Your task is to transcribe all of the data below exactly, omitting the images.

▸ **Data lines**:
○ ○ ○ ○

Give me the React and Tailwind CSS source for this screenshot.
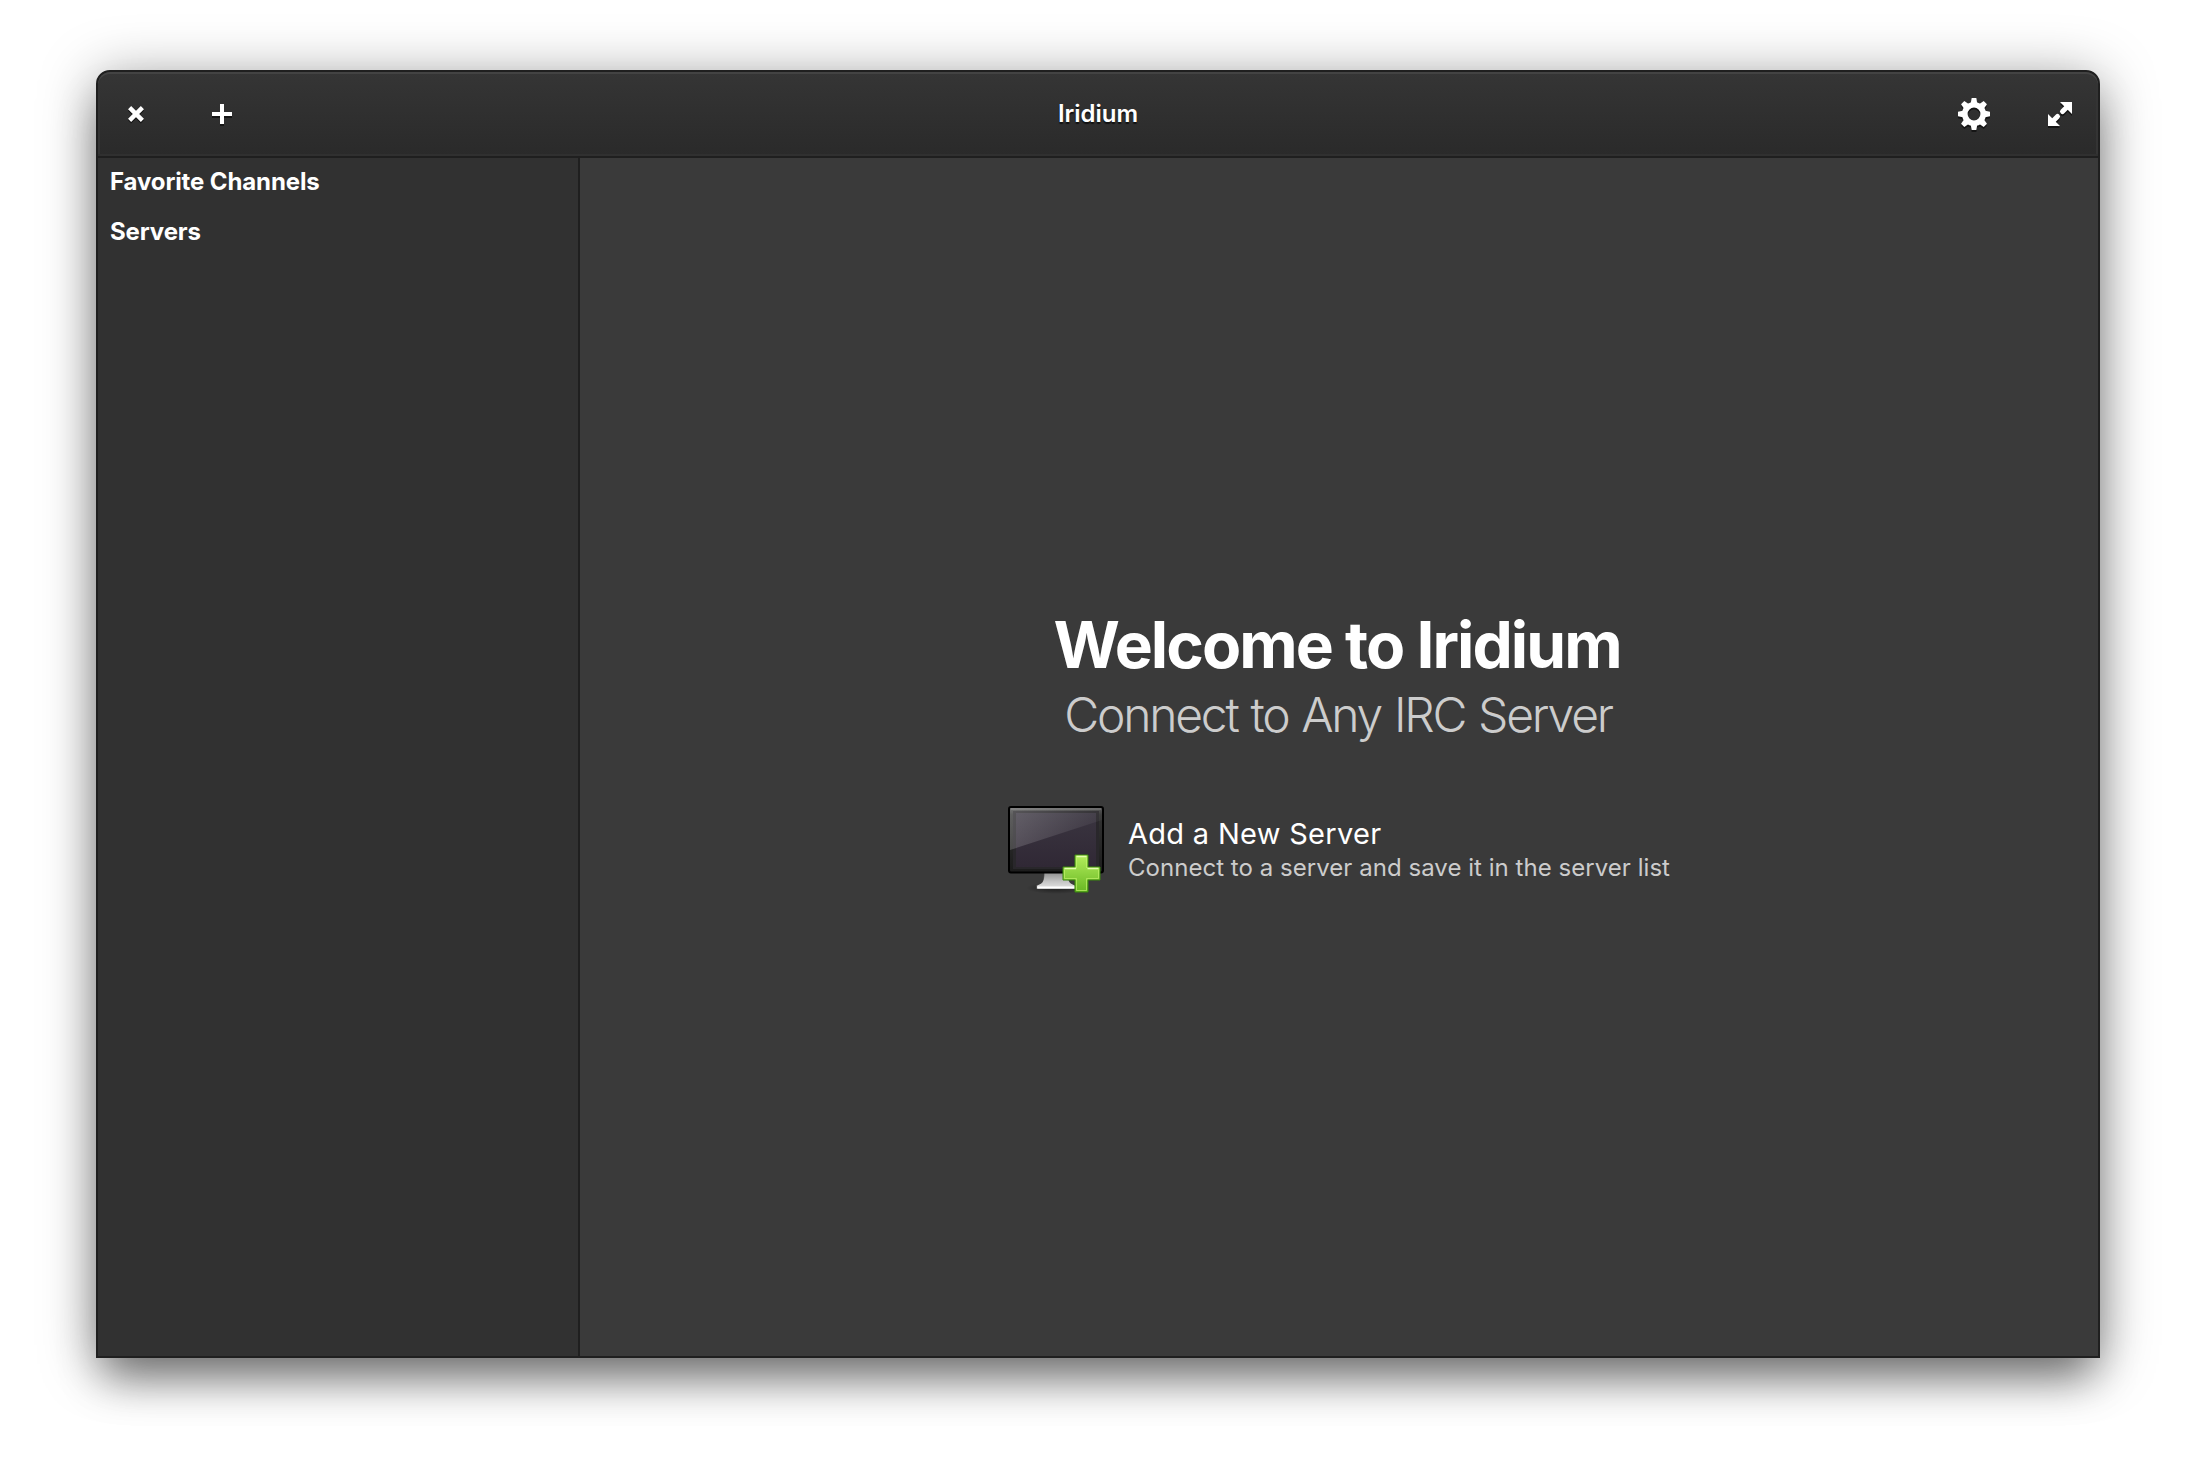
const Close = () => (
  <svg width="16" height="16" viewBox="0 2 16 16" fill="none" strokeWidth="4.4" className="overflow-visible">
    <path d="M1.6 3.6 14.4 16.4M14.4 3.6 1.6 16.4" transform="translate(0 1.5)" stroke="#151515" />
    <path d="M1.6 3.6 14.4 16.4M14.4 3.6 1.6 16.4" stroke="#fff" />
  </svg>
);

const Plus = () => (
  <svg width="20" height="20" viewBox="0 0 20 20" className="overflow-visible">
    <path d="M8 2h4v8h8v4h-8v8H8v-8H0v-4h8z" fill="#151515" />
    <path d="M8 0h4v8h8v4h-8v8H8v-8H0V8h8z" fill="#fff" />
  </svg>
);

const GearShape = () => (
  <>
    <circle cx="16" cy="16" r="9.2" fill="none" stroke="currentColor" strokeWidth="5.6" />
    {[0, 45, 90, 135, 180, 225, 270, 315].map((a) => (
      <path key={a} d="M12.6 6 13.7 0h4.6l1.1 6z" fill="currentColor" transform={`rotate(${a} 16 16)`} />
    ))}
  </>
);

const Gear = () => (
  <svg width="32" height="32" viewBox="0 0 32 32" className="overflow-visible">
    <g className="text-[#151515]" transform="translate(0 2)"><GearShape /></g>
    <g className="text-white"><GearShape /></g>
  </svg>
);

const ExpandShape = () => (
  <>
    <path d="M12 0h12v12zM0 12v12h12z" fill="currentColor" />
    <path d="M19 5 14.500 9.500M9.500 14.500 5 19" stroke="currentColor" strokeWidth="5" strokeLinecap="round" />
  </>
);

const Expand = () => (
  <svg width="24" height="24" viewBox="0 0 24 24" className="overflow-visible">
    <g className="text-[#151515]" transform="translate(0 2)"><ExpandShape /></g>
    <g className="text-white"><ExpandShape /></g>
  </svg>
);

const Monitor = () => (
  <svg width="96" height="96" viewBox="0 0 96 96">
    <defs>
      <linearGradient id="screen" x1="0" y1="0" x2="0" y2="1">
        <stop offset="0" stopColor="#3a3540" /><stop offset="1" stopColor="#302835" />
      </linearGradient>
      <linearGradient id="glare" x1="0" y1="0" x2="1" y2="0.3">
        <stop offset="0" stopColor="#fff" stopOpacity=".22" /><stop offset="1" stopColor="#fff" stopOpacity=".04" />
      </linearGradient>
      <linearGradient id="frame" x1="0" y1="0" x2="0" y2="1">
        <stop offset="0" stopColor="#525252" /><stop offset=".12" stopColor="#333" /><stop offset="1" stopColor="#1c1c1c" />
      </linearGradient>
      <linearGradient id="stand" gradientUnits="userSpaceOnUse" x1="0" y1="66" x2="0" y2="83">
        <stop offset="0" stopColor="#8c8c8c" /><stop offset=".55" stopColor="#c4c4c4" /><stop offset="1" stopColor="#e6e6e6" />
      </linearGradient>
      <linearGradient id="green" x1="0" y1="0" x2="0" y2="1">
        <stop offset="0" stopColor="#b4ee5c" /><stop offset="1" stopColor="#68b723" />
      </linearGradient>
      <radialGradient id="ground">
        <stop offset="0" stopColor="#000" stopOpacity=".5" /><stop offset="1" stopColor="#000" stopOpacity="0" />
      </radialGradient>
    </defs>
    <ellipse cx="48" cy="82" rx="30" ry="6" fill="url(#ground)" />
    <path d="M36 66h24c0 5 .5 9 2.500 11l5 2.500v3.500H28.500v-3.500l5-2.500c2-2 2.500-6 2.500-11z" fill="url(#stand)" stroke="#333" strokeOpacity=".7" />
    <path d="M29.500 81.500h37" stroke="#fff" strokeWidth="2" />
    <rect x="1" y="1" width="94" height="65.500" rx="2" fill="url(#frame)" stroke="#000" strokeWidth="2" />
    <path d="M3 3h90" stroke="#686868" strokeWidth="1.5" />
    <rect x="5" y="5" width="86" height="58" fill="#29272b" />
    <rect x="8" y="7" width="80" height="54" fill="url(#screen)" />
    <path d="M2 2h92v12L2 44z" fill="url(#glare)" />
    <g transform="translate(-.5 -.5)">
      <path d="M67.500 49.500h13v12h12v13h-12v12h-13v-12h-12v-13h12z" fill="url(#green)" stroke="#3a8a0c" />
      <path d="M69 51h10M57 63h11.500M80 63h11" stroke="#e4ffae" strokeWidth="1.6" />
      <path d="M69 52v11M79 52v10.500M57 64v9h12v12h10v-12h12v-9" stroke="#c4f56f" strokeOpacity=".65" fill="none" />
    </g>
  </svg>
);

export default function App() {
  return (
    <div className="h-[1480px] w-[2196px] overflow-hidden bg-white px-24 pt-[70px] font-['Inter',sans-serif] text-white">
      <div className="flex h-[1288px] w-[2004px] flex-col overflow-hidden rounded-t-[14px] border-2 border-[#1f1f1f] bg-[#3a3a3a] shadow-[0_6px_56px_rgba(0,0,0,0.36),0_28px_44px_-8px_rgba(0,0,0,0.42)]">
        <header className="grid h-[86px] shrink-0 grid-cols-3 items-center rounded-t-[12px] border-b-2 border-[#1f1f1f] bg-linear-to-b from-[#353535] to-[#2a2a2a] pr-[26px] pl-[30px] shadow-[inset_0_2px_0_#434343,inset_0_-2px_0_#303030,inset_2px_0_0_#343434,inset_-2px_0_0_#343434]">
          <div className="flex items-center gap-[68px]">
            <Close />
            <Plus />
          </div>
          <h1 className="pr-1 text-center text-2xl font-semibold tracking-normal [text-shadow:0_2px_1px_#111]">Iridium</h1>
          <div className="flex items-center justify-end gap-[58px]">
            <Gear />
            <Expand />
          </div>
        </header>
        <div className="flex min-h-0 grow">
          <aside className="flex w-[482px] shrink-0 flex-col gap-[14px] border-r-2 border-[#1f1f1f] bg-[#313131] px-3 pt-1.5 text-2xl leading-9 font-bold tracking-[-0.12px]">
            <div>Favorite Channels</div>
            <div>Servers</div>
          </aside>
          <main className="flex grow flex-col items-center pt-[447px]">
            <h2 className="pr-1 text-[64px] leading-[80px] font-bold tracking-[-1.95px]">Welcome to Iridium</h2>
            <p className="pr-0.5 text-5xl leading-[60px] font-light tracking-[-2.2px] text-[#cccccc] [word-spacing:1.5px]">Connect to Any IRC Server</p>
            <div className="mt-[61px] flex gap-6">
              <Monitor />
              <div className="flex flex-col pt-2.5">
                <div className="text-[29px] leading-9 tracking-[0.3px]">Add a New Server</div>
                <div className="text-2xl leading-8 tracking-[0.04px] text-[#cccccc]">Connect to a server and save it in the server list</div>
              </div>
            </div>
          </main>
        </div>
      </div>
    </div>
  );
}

○ ○ ○ ○

▸ **Complete answer**:
Give me the React and Tailwind CSS source for this screenshot.
const Close = () => (
  <svg width="16" height="16" viewBox="0 2 16 16" fill="none" strokeWidth="4.4" className="overflow-visible">
    <path d="M1.6 3.6 14.4 16.4M14.4 3.6 1.6 16.4" transform="translate(0 1.5)" stroke="#151515" />
    <path d="M1.6 3.6 14.4 16.4M14.4 3.6 1.6 16.4" stroke="#fff" />
  </svg>
);

const Plus = () => (
  <svg width="20" height="20" viewBox="0 0 20 20" className="overflow-visible">
    <path d="M8 2h4v8h8v4h-8v8H8v-8H0v-4h8z" fill="#151515" />
    <path d="M8 0h4v8h8v4h-8v8H8v-8H0V8h8z" fill="#fff" />
  </svg>
);

const GearShape = () => (
  <>
    <circle cx="16" cy="16" r="9.2" fill="none" stroke="currentColor" strokeWidth="5.6" />
    {[0, 45, 90, 135, 180, 225, 270, 315].map((a) => (
      <path key={a} d="M12.6 6 13.7 0h4.6l1.1 6z" fill="currentColor" transform={`rotate(${a} 16 16)`} />
    ))}
  </>
);

const Gear = () => (
  <svg width="32" height="32" viewBox="0 0 32 32" className="overflow-visible">
    <g className="text-[#151515]" transform="translate(0 2)"><GearShape /></g>
    <g className="text-white"><GearShape /></g>
  </svg>
);

const ExpandShape = () => (
  <>
    <path d="M12 0h12v12zM0 12v12h12z" fill="currentColor" />
    <path d="M19 5 14.500 9.500M9.500 14.500 5 19" stroke="currentColor" strokeWidth="5" strokeLinecap="round" />
  </>
);

const Expand = () => (
  <svg width="24" height="24" viewBox="0 0 24 24" className="overflow-visible">
    <g className="text-[#151515]" transform="translate(0 2)"><ExpandShape /></g>
    <g className="text-white"><ExpandShape /></g>
  </svg>
);

const Monitor = () => (
  <svg width="96" height="96" viewBox="0 0 96 96">
    <defs>
      <linearGradient id="screen" x1="0" y1="0" x2="0" y2="1">
        <stop offset="0" stopColor="#3a3540" /><stop offset="1" stopColor="#302835" />
      </linearGradient>
      <linearGradient id="glare" x1="0" y1="0" x2="1" y2="0.3">
        <stop offset="0" stopColor="#fff" stopOpacity=".22" /><stop offset="1" stopColor="#fff" stopOpacity=".04" />
      </linearGradient>
      <linearGradient id="frame" x1="0" y1="0" x2="0" y2="1">
        <stop offset="0" stopColor="#525252" /><stop offset=".12" stopColor="#333" /><stop offset="1" stopColor="#1c1c1c" />
      </linearGradient>
      <linearGradient id="stand" gradientUnits="userSpaceOnUse" x1="0" y1="66" x2="0" y2="83">
        <stop offset="0" stopColor="#8c8c8c" /><stop offset=".55" stopColor="#c4c4c4" /><stop offset="1" stopColor="#e6e6e6" />
      </linearGradient>
      <linearGradient id="green" x1="0" y1="0" x2="0" y2="1">
        <stop offset="0" stopColor="#b4ee5c" /><stop offset="1" stopColor="#68b723" />
      </linearGradient>
      <radialGradient id="ground">
        <stop offset="0" stopColor="#000" stopOpacity=".5" /><stop offset="1" stopColor="#000" stopOpacity="0" />
      </radialGradient>
    </defs>
    <ellipse cx="48" cy="82" rx="30" ry="6" fill="url(#ground)" />
    <path d="M36 66h24c0 5 .5 9 2.500 11l5 2.500v3.500H28.500v-3.500l5-2.500c2-2 2.500-6 2.500-11z" fill="url(#stand)" stroke="#333" strokeOpacity=".7" />
    <path d="M29.500 81.500h37" stroke="#fff" strokeWidth="2" />
    <rect x="1" y="1" width="94" height="65.500" rx="2" fill="url(#frame)" stroke="#000" strokeWidth="2" />
    <path d="M3 3h90" stroke="#686868" strokeWidth="1.5" />
    <rect x="5" y="5" width="86" height="58" fill="#29272b" />
    <rect x="8" y="7" width="80" height="54" fill="url(#screen)" />
    <path d="M2 2h92v12L2 44z" fill="url(#glare)" />
    <g transform="translate(-.5 -.5)">
      <path d="M67.500 49.500h13v12h12v13h-12v12h-13v-12h-12v-13h12z" fill="url(#green)" stroke="#3a8a0c" />
      <path d="M69 51h10M57 63h11.500M80 63h11" stroke="#e4ffae" strokeWidth="1.6" />
      <path d="M69 52v11M79 52v10.500M57 64v9h12v12h10v-12h12v-9" stroke="#c4f56f" strokeOpacity=".65" fill="none" />
    </g>
  </svg>
);

export default function App() {
  return (
    <div className="h-[1480px] w-[2196px] overflow-hidden bg-white px-24 pt-[70px] font-['Inter',sans-serif] text-white">
      <div className="flex h-[1288px] w-[2004px] flex-col overflow-hidden rounded-t-[14px] border-2 border-[#1f1f1f] bg-[#3a3a3a] shadow-[0_6px_56px_rgba(0,0,0,0.36),0_28px_44px_-8px_rgba(0,0,0,0.42)]">
        <header className="grid h-[86px] shrink-0 grid-cols-3 items-center rounded-t-[12px] border-b-2 border-[#1f1f1f] bg-linear-to-b from-[#353535] to-[#2a2a2a] pr-[26px] pl-[30px] shadow-[inset_0_2px_0_#434343,inset_0_-2px_0_#303030,inset_2px_0_0_#343434,inset_-2px_0_0_#343434]">
          <div className="flex items-center gap-[68px]">
            <Close />
            <Plus />
          </div>
          <h1 className="pr-1 text-center text-2xl font-semibold tracking-normal [text-shadow:0_2px_1px_#111]">Iridium</h1>
          <div className="flex items-center justify-end gap-[58px]">
            <Gear />
            <Expand />
          </div>
        </header>
        <div className="flex min-h-0 grow">
          <aside className="flex w-[482px] shrink-0 flex-col gap-[14px] border-r-2 border-[#1f1f1f] bg-[#313131] px-3 pt-1.5 text-2xl leading-9 font-bold tracking-[-0.12px]">
            <div>Favorite Channels</div>
            <div>Servers</div>
          </aside>
          <main className="flex grow flex-col items-center pt-[447px]">
            <h2 className="pr-1 text-[64px] leading-[80px] font-bold tracking-[-1.95px]">Welcome to Iridium</h2>
            <p className="pr-0.5 text-5xl leading-[60px] font-light tracking-[-2.2px] text-[#cccccc] [word-spacing:1.5px]">Connect to Any IRC Server</p>
            <div className="mt-[61px] flex gap-6">
              <Monitor />
              <div className="flex flex-col pt-2.5">
                <div className="text-[29px] leading-9 tracking-[0.3px]">Add a New Server</div>
                <div className="text-2xl leading-8 tracking-[0.04px] text-[#cccccc]">Connect to a server and save it in the server list</div>
              </div>
            </div>
          </main>
        </div>
      </div>
    </div>
  );
}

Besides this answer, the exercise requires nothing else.